Janice Jessup faces up to three to nine years in prison.
Nassau County District Attorney Madeline Singas announced that a disbarred attorney from Charlotte, N.C., pleaded guilty in two separate cases to stealing from former legal clients who were elderly or disabled.
Janice Jessup, 68, pleaded guilty before Acting Supreme Court Justice Jerald Carter to one count of Grand Larceny in the 1st Degree (a B felony) for stealing more than $1.1 million from a mentally and physically disabled woman who she represented in an eminent domain action. Jessup also pleaded guilty to Grand Larceny in the 2nd Degree (a C felony) for stealing more than $85,000 from an 85-year old former client from Roosevelt who she helped obtain a reverse mortgage on her property.
Judge Carter committed to sentencing Jessup to a maximum of three to nine years in prison as well as restitution by civil judgment in the amount of $1,112.340.07 in the Grand Larceny 1st Degree case, as well as one to three years – to run concurrently – and restitution by civil judgment in the amount of $84,068 in the second case.

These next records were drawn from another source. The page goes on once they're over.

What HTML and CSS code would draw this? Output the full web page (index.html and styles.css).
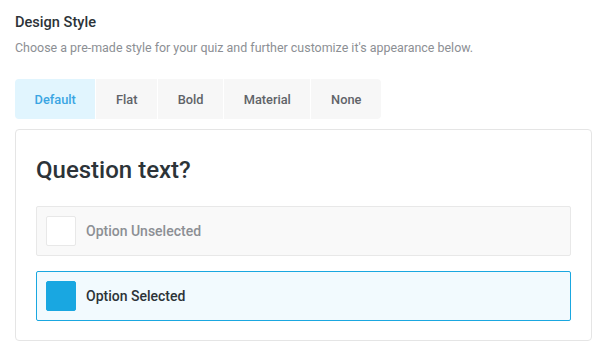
FILE: index.html
```html
<!DOCTYPE html>
<html>
<head>
<meta charset="utf-8">
<link rel="stylesheet" href="styles.css">
</head>
<body>
<div class="page">
  <h2 class="title">Design Style</h2>
  <p class="desc">Choose a pre-made style for your quiz and further customize it's appearance below.</p>
  <div class="tabs">
    <div class="tab active">Default</div>
    <div class="tab">Flat</div>
    <div class="tab">Bold</div>
    <div class="tab">Material</div>
    <div class="tab">None</div>
  </div>
  <div class="card">
    <h1 class="question">Question text?</h1>
    <div class="option">
      <span class="box"></span>
      <span class="label">Option Unselected</span>
    </div>
    <div class="option selected">
      <span class="box"></span>
      <span class="label">Option Selected</span>
    </div>
  </div>
</div>
</body>
</html>
```

FILE: styles.css
```css
html, body {
  margin: 0;
  padding: 0;
  background: #fff;
}
body {
  font-family: Roboto, "Liberation Sans", sans-serif;
}
.page {
  padding: 11px 18px 0 15px;
}
.title {
  margin: 0;
  font-size: 14.6px;
  font-weight: 500;
  line-height: 22px;
  color: #2c3338;
}
.desc {
  margin: 6px 0 0;
  font-size: 12.45px;
  line-height: 18px;
  color: #8c8f94;
}
.tabs {
  display: flex;
  gap: 1px;
  margin-top: 22px;
  width: max-content;
  border-radius: 4px;
  overflow: hidden;
}
.tab {
  height: 40px;
  display: flex;
  align-items: center;
  justify-content: center;
  padding: 0 19.6px;
  background: #f7f7f7;
  font-size: 12.8px;
  font-weight: 500;
  color: #5f6368;
}
.tab.active {
  background: #e1f5fe;
  color: #3aa5e3;
}
.card {
  margin-top: 10px;
  border: 1px solid #e5e5e5;
  border-radius: 4px;
  padding: 20px 20px 19px;
}
.question {
  margin: 0 0 16px;
  font-size: 24px;
  font-weight: 500;
  line-height: 40px;
  color: #2c3338;
}
.option {
  display: flex;
  align-items: center;
  gap: 10px;
  height: 48px;
  padding: 0 9px;
  border: 1px solid #e8e8e8;
  border-radius: 2px;
  background: #f9f9f9;
}
.option + .option {
  margin-top: 15px;
}
.box {
  width: 28px;
  height: 28px;
  background: #fff;
  border: 1px solid #e8e8e8;
  border-radius: 2px;
}
.label {
  font-size: 14px;
  font-weight: 500;
  color: #8c8f94;
}
.option.selected {
  background: #f2fafe;
  border-color: #1aa7e0;
}
.option.selected .box {
  background: #19a7e1;
  border-color: #19a7e1;
}
.option.selected .label {
  color: #2c3338;
}
```
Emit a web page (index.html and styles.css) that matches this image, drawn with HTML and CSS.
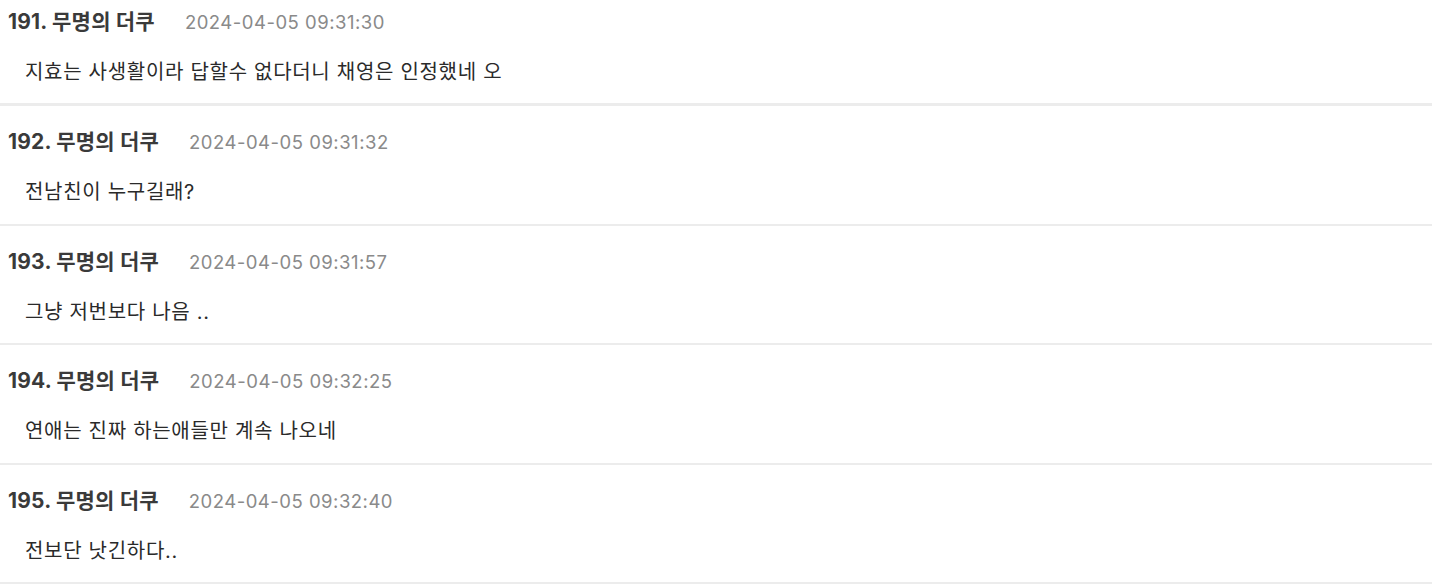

The defendant is scheduled to be sentenced on March 16.
“The defendant stole enormous sums of money from elderly and disabled clients to support her lifestyle, as well as to benefit her family, including using some of the ill-gotten gains to help her then husband’s limousine company, and to partially pay for a vintage Corvette,” DA Singas said. “Attorneys have an obligation to represent the best interests of their clients and that is especially true when dealing with senior citizens and those who are unable to make important decisions for themselves.”

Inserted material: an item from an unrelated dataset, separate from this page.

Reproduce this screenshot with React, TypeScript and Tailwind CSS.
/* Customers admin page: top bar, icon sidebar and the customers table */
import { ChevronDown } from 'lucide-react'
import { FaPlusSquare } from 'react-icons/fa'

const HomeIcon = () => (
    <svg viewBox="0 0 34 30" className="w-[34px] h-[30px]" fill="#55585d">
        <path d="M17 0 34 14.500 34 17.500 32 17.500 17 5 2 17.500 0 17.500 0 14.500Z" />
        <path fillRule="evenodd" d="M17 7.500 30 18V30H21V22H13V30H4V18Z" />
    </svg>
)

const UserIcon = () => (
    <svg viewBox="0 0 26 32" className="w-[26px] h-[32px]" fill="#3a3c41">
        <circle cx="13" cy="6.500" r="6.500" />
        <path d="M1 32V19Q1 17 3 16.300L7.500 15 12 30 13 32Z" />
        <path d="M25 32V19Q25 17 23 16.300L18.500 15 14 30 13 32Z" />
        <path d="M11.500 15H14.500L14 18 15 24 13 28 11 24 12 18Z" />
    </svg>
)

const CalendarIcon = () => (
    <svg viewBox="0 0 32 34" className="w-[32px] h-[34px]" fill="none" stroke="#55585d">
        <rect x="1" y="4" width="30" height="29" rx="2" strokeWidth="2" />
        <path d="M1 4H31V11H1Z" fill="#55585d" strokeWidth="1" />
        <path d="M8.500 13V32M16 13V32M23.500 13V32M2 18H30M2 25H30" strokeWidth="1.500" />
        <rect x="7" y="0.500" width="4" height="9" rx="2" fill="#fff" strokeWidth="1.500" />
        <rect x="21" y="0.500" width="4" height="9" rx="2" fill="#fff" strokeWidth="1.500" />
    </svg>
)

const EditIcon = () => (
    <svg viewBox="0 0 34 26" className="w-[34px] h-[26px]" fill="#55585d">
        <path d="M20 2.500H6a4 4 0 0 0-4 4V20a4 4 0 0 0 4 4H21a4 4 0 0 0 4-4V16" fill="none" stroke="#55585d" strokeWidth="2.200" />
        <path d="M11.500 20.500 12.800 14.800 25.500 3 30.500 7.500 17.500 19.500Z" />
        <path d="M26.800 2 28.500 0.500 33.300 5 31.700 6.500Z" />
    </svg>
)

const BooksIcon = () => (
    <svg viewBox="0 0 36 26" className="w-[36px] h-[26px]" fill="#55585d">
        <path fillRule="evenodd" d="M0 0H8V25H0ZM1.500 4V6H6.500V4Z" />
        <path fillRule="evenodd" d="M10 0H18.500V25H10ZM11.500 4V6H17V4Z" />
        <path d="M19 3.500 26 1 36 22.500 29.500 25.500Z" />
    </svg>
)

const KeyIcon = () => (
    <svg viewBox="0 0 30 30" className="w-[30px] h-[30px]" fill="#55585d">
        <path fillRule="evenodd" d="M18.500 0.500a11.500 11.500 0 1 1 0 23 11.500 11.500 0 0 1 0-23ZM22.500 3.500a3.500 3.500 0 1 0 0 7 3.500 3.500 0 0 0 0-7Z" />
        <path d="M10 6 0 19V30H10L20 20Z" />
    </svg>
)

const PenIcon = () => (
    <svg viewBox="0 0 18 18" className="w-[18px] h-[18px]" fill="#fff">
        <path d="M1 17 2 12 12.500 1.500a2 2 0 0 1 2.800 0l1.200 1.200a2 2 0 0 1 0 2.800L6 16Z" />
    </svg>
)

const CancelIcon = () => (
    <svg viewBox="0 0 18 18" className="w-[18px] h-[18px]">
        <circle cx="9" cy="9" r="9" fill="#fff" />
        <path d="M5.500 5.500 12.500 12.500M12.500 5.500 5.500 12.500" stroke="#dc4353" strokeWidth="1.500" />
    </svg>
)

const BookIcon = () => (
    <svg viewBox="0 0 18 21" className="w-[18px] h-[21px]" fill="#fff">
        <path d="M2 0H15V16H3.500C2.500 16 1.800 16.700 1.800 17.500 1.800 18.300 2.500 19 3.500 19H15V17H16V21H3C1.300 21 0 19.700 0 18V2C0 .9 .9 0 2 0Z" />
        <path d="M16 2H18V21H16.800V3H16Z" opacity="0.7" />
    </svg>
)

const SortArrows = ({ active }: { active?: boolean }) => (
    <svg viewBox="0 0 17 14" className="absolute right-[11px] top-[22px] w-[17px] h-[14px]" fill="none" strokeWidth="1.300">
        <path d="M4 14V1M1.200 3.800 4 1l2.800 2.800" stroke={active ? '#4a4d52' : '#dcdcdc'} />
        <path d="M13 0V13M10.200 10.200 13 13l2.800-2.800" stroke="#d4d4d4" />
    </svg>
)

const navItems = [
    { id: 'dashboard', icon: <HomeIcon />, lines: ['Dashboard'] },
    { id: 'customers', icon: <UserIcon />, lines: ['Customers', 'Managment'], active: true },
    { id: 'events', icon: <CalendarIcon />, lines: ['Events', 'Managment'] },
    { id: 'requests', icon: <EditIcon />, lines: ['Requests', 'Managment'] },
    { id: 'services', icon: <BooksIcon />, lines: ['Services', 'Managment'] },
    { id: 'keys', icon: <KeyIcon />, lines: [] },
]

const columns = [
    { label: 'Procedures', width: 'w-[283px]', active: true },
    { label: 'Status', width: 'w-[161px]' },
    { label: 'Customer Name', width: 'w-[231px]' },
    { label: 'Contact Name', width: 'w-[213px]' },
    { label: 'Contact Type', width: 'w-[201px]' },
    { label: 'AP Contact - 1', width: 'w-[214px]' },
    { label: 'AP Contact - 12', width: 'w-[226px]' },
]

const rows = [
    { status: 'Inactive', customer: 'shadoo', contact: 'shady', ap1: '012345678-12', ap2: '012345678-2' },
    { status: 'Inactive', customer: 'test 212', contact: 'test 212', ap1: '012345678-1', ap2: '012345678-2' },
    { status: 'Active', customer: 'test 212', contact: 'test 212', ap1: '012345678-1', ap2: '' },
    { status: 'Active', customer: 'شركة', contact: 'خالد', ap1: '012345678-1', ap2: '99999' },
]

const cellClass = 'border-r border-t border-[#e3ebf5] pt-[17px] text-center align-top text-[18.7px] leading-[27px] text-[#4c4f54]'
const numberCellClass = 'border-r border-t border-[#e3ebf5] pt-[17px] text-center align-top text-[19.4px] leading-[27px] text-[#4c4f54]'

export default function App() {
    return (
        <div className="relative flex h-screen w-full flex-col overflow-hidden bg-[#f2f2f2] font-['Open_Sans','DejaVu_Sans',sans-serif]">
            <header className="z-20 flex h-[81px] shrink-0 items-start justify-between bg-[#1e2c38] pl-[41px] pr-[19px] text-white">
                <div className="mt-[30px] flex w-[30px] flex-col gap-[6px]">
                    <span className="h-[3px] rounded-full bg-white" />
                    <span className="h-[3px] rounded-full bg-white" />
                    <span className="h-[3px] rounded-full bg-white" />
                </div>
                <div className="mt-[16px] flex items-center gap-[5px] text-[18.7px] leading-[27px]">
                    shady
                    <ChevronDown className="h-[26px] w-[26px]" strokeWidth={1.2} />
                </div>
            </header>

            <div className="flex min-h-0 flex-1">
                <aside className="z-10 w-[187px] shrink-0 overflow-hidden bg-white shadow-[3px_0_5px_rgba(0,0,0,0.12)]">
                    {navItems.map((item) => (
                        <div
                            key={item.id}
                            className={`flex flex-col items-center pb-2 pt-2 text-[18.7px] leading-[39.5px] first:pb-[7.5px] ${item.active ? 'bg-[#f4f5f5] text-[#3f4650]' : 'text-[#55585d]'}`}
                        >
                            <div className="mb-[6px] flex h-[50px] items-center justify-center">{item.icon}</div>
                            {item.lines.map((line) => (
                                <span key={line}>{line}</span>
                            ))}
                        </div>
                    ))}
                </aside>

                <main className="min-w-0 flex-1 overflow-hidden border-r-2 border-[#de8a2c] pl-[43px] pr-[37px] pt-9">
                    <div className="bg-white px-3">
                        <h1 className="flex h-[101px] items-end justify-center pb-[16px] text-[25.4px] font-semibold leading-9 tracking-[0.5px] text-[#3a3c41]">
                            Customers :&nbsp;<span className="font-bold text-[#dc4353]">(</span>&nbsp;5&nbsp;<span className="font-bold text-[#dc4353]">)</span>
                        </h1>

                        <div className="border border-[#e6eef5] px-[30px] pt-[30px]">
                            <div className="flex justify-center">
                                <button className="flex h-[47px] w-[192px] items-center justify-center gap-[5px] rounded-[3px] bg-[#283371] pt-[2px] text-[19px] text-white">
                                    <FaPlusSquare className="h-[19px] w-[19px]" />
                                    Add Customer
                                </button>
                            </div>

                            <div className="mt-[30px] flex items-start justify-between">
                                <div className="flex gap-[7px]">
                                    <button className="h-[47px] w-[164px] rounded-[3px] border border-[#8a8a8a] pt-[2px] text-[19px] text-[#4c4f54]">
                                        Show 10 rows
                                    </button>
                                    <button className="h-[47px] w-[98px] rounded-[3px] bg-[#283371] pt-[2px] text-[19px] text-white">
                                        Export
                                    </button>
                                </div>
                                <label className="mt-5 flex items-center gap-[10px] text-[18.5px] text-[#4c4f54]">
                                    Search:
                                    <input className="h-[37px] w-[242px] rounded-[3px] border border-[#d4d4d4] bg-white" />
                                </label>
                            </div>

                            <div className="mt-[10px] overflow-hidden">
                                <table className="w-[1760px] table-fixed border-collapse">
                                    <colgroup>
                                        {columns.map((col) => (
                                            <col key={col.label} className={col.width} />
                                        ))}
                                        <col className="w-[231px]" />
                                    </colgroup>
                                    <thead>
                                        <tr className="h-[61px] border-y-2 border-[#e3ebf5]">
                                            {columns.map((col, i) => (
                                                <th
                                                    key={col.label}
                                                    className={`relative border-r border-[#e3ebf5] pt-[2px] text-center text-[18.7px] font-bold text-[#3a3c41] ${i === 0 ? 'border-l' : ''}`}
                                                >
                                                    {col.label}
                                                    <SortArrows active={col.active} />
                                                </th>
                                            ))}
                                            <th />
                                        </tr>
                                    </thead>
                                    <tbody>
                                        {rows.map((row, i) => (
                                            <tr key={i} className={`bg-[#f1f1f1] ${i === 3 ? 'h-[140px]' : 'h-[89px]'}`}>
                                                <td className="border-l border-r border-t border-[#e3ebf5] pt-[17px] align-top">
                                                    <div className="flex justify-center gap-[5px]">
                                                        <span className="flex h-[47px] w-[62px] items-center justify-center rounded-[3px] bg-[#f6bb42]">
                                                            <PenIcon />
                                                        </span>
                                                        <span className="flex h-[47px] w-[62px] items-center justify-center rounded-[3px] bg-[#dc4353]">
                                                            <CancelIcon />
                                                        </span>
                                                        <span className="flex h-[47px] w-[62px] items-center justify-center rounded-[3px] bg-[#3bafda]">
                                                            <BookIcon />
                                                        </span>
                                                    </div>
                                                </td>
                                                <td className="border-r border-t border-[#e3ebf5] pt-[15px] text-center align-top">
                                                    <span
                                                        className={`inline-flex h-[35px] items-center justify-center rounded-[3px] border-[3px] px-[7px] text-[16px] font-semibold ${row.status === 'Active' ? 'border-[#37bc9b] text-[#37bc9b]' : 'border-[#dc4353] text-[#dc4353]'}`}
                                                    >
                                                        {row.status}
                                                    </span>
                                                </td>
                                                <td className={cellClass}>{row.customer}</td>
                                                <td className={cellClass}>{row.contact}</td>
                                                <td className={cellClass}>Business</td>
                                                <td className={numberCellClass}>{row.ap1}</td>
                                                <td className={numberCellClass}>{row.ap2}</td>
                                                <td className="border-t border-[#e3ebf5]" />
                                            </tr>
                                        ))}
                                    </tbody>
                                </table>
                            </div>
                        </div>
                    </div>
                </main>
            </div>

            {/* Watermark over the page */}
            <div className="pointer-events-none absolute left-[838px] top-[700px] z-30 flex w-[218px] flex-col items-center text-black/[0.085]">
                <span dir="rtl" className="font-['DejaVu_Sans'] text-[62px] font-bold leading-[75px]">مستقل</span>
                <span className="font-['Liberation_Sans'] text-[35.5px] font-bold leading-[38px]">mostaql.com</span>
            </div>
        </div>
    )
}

DA Singas said Jessup was retained in 2007 by the family of a mentally and physically disabled woman to represent her in a $1.2 million eminent domain action involving property that was subsequently developed into the Yes We Can Community Center in Westbury. Jessup received the funds by court order as the attorney for her client in September, 2008, and thereafter stole the funds through in or about March, 2010 by spending the money on various unauthorized personal, business and other expenses that included direct payments to herself and members of her family, as well as payments to other law clients of hers.

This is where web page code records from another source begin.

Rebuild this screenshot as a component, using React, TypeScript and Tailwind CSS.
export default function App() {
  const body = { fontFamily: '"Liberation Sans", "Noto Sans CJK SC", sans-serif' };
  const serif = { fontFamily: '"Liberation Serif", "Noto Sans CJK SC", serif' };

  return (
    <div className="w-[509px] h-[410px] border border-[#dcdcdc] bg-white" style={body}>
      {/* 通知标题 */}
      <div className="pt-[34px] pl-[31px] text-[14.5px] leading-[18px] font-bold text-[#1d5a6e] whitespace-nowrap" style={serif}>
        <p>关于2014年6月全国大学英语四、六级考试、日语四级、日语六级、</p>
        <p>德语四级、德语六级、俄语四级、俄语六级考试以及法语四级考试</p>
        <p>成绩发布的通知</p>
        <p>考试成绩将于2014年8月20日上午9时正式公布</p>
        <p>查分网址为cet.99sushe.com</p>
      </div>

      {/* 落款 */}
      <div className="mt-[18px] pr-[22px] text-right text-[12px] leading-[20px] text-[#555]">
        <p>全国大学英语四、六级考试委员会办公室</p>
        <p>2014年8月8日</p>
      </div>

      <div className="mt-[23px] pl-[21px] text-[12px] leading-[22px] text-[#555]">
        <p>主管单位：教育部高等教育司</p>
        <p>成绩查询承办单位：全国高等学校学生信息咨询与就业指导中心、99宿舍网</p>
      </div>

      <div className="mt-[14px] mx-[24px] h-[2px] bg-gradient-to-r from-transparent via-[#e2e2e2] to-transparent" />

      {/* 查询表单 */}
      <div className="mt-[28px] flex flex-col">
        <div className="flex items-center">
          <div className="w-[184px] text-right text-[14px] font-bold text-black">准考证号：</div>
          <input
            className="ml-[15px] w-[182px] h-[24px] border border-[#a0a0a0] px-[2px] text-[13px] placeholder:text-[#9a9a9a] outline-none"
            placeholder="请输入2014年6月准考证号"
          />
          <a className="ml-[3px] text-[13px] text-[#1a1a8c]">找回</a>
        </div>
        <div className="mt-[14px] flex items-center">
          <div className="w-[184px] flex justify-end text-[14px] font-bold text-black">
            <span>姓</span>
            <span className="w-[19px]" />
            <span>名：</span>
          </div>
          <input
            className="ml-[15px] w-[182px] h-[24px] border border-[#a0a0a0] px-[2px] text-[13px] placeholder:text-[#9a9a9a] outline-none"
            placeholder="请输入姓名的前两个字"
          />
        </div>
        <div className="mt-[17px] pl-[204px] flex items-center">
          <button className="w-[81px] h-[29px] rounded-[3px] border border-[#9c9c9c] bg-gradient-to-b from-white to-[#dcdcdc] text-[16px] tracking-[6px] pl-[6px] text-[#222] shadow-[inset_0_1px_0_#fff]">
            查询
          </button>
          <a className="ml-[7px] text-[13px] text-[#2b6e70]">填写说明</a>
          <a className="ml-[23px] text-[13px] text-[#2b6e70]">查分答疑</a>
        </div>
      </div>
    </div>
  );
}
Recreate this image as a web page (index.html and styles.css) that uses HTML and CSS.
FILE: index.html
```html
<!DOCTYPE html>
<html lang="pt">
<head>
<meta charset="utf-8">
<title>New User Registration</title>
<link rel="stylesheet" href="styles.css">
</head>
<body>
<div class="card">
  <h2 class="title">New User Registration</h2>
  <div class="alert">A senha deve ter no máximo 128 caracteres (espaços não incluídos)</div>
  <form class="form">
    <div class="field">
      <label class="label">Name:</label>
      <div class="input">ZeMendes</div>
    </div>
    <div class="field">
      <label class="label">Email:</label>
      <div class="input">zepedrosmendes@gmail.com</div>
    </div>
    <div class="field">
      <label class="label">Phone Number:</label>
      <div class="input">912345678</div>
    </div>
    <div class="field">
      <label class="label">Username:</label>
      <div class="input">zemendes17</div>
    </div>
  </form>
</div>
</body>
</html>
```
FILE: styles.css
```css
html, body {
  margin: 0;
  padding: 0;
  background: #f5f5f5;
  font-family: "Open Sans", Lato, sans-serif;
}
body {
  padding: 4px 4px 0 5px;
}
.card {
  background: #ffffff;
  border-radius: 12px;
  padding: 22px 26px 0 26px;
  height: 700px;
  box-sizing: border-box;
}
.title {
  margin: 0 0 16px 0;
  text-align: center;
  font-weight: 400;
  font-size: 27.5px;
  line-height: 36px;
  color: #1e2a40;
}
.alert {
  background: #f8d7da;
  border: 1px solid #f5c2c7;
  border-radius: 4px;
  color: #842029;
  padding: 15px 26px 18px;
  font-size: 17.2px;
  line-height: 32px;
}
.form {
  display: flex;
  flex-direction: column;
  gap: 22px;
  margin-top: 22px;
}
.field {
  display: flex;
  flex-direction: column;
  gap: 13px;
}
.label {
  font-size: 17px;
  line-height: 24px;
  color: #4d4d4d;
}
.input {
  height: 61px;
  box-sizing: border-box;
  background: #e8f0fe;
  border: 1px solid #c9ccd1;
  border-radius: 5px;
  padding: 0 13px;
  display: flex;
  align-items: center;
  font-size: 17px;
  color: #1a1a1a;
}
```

Prosecutors became aware of the scheme in 2013 when a complaint was filed with the Nassau DA’s Office, which investigated the case, and Jessup was indicted in January 2015 for the criminal activity.
In a separate case, Jessup was retained in 2008 by a then-85-year old woman who sought to obtain a reverse mortgage on her home in Roosevelt. The defendant obtained the reverse mortgage that year, allegedly to help raise money to pay for the elderly woman’s care in a nursing facility the woman resided in.
The defendant, however, was disbarred in August 2010 after she submitted her resignation while facing a disciplinary proceeding alleging a number of charges of professional misconduct.
Despite that fact, the defendant obtained a power of attorney bearing the signature of her former client in November 2011 which gave the defendant the power to control the victim’s finances.
Around January 2012, the defendant, using that power of attorney bearing the signature of the victim, filed an application with Wells Fargo Bank in the victim’s name requesting an additional line of credit. The defendant submitted a document to the bank falsely certifying that the victim continued to occupy the Roosevelt house as her primary residence despite the fact that the victim resided at a nursing care facility in Rockville Centre since 2008.
Shortly afterward, the defendant obtained additional reverse mortgage funding, with a line of credit of $47,467. Jessup then allegedly stole those funds as well as other funds owned by the victim in the approximate amount of $84,000. The stolen funds were primarily used to personally benefit the defendant and her then husband and his business Legacy Limousines, and as partial payment for the purchase price for a 1985 Chevrolet Corvette in the name of her then husband.
The Nassau County Guardianship Program of Selfhelp Community Services, Inc. (Selfhelp), was appointed guardian of the victim in 2013 and continued an investigation initially commenced by the Medicaid Division of the Nassau County Department of Social Services. Selfhelp filed a complaint with the District Attorney’s Office, which opened an investigation into the matter.
Bureau Chief Marshall Trager and Assistant District Attorney Brian Heid of DA Singas’ Government and Consumer Frauds Bureau are prosecuting both cases. Jessup is represented by Ira Weissman, Esq.